John Weaver, an attorney at McLane Middleton who focuses heavily on emerging tech, including artificial intelligence (AI), self-driving vehicles, and drone technology, leads an informative discussion on the legal issues that will arise as emerging technologies infiltrate the marketplace.
Mr. Weaver works with clients from varying fields and assists them with best practices, helps them prepare and respond to legal issues, and assists with regulation compliance—especially privacy and data security regulations. Weaver explains how these compliance issues are particularly important with emerging tech such as AI and autonomous technology because personal data is the figurative fuel that fires the engine for these technologies. Thus, companies need to have a solid understanding of what they are legally allowed to do with the volume of personal data connected to various technologies.
The telecommunications and technology attorney lays out some of the legal issues that companies will face as the coming years bring more data via streaming, high-speed internet, and sophisticated 5G networks. Weaver gives an overview of blockchain transactions and the data privacy issues that are facing players in that industry. As blockchain involves lists of permanent records secured by cryptography, bundled data may sometimes be in violation of privacy laws.
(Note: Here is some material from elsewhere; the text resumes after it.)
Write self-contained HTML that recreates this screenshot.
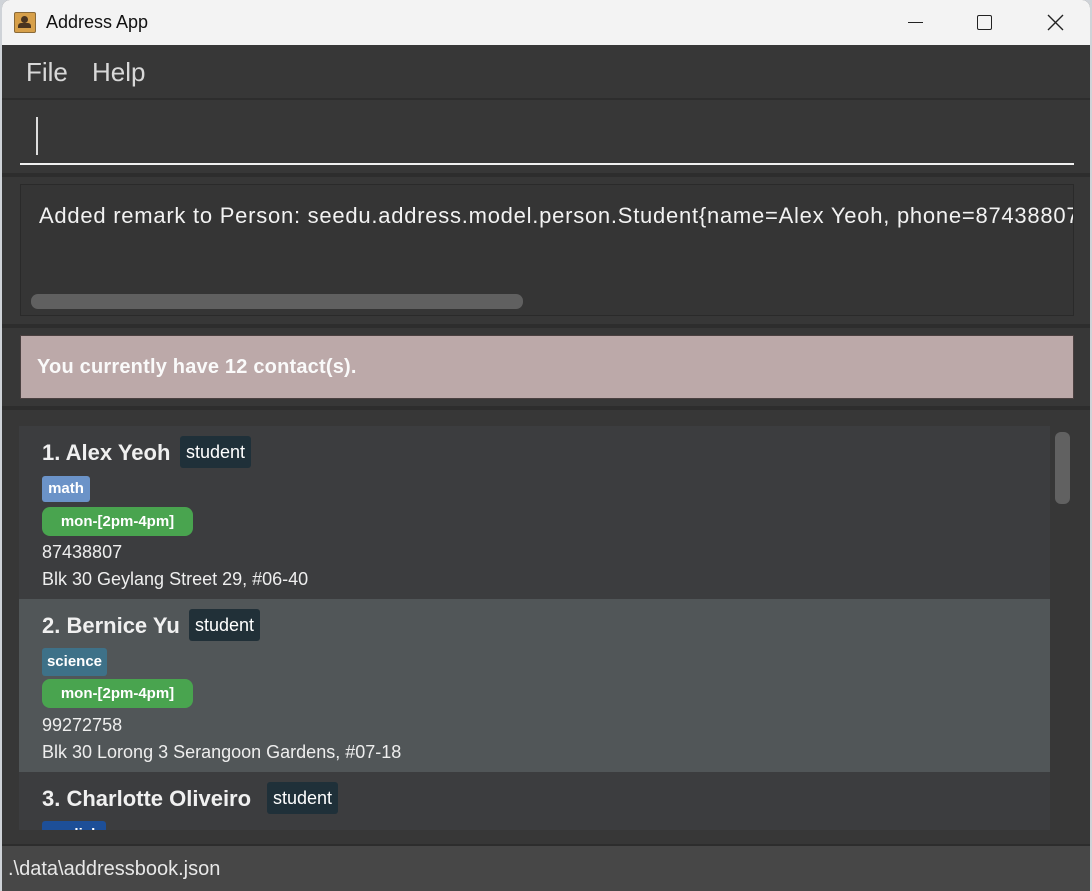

As the use of blockchain expands, attorneys such as Weaver will be needed to help clients walk carefully through the minefield of prickly data privacy regulations that are required by various governments and organizations. Additionally, Weaver will delve into the current legal inadequacies within the confluence of intellectual property (IP) and AI laws. Specifically, he’ll explain how advancing technologies will expose further limitations in IP as it relates to protected data versus public domain.
The technology attorney details how limited legal personhood, as is sometimes used to establish legal structures regarding corporations, will be used for autonomous vehicles as they begin to populate our roads and highways in higher numbers. Once established, manufacturers and users can worry less about liability issues and more about perfecting and using the technology that most current data predicts will ultimately make our roads safer.